Could the price of a British pint, now nearly 90 times as much for South Africans as it was a while back, give a clue? I ask this question because there’s been a hissing and spitting amongst the chattering classes over a comment by US celebrity lawyer, Alan Dershowitz, that South Africa is a ‘failed state’. Dershowitz made the remark ahead of the Oscar Pistorius trial, suggesting that Pistorius would not get justice as a result.

Several prominent commentators – Simon Barber in Washington (who is, admittedly, on the government’s payroll) and Max du Preez locally (who most certainly is not) – have leapt to defend the country and its legal system. Fair enough – in this case, I think they’re right, although a far better question would be whether or not Reeva Steenkamp will get justice, in the light of police investigative incompetence, especially in the forensics field?

But the debate comes at the same time as a warning by Remgro CEO, Jannie Durand, that we risk becoming the Argentina of the 21st Century, if we carry on as we are. Durand, speaking to the Afrikaanse Handelsinstituut in Cape Town, reminded his audience that exactly 100 years ago, Argentina was one of the most admired countries on earth and among the ten richest.

I have no doubt that Durand’s thoughts were inspired by a recent edition of The Economist, which noted that for Argentina, “In the 43 years leading up to 1914, GDP had grown at an annual rate of 6%, the fastest recorded in the world.” The same newspaper points to an economy in 1914 that was lacking modernity, made poor trade policy decisions and had a lack of “the institutions to create successful policies”. It describes the process that has led to Argentina’s subsequent decline as “One hundred years of ineptitude.”

Durand is less polite, describing Argentina as “a wreck and once again at the centre of an emerging market crisis.” His point is that “South Africa’s slipping into a steady decline would not be hard.”

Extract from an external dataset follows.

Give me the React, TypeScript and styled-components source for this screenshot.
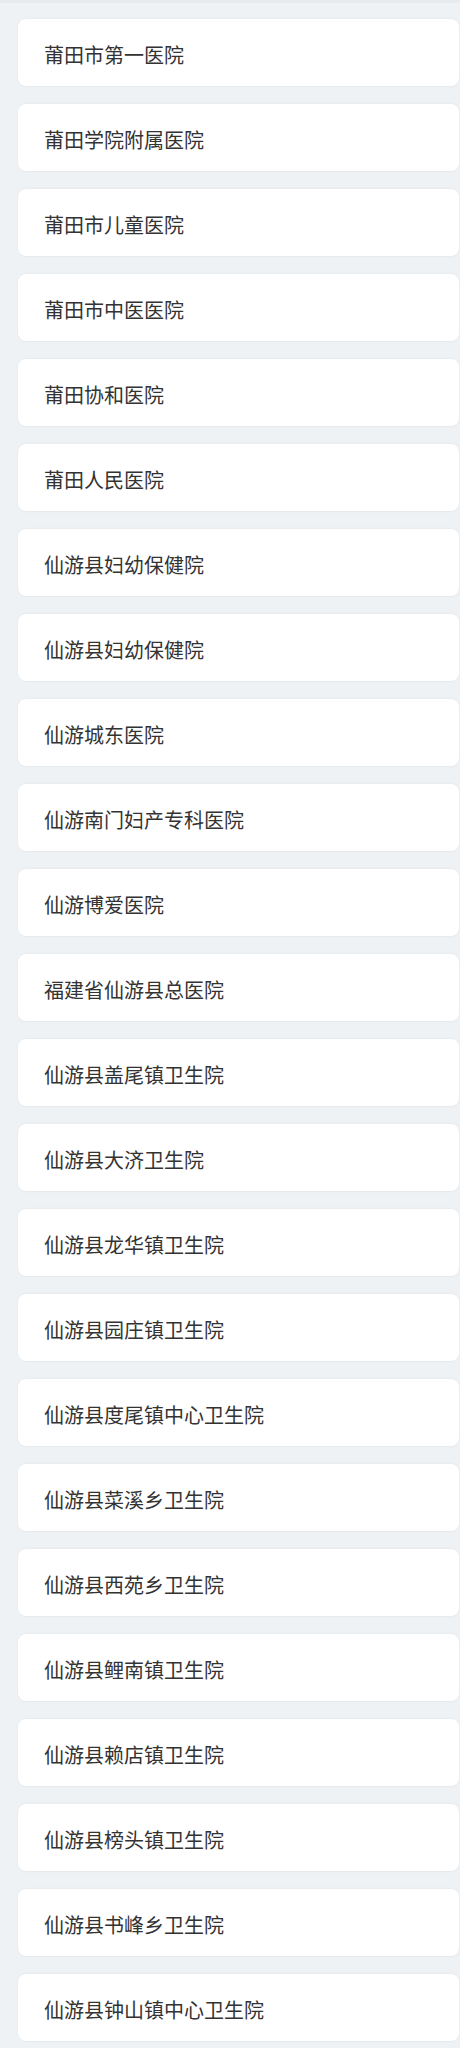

He draws clear parallels between Argentina’s disastrous leadership over the past 70 years and South Africa’s now: “Tolerance for leaders who abuse their discretion and selectively enforce the rule of law, interpret it in illogical and corrupt ways or use the laws to benefit their cronies and punish those who do not play ball, is the road to ruin, autocracy and/or revolution for any democracy.” Was Durand referring to Juan Perón or Jacob Zuma, I wonder?

But read together – The Economist, Jannie Durand, Alan Dershowitz, Simon Barber and Max du Preez – I started to wonder about what constitutes a failed state? When can we say such-and-such a state has failed and when not?

Argentina, for example. A colleague and noted travel writer, Caroline Hurry, has just written a piece on its capital, Buenos Aires for the magazine I edit, Acumen. She describes a rather wonderful place and one I’d like to visit.

Google the phrase ‘failed state’ and immediately you’ll see that there is no real agreement on a definition. Some of those offered include things like loss of control over territory, erosion of authority to make collective decisions, and an inability to interact with other states as a full member of the international community. None of those apply in South Africa. One area of concern: an inability to provide public services. Yes, that’s a problem but it doesn’t constitute failure of the state.

Allow me, then, to make it selfish and personal. What does ‘state failure’ feel like to me?

When I finished my studies in the UK in 1976, the rand sat at R2.00 to the pound. At that time, I drank beer and a pint of the horrible, warm, English stuff cost me 32p – 64 cents in rands. Fast forward to 2014. The same pint now costs an Englishman £3.20, an increase of 900%. But my rand has fallen against the pound from R2.00 to R18.00, a decrease of 800%. So were I to travel to the UK and buy a pint, it would now cost me R57.20, which is, believe it or not, an increase of over 8,800%.

OK, various other things have also changed over that time, including salaries. So let’s try another personal comparison. Shortly after coming home, I started working at the SABC as a junior reporter. My salary was R600 per month. So the 64 cents I would have paid for an English pint on my next trip represented 0.11% of my monthly income. A young reporter in this day and age might expect to earn R12,000 per month, perhaps. Were that same person to travel to the UK and buy a pint at R57.20, he or she would be spending 0.48% of monthly income.

That’s a bit over four times as much as I did all those years ago as a student. Put it another way: by my crude measure, South Africans travelling abroad are now four times worse off than we were in the 1970s.

I know there are millions of fellow South Africans who can’t afford the price of a bus ticket or taxi fare out of hugely squalid informal settlements, let alone the price of an air ticket to London. But I did warn you that this was a selfish example. To me, it starts to feel as though overseas travel, something I have been privileged enough to take for granted all my life, is now slipping from my grasp.

That’s not state failure by a long chalk. But it does see me line up behind Jannie Durand and look towards Argentina. In fact, just that simple comparison – a rand that has slowly slipped from R2.00 to the pound to R18.00 tells me that we may be further along the road to failure than we imagine.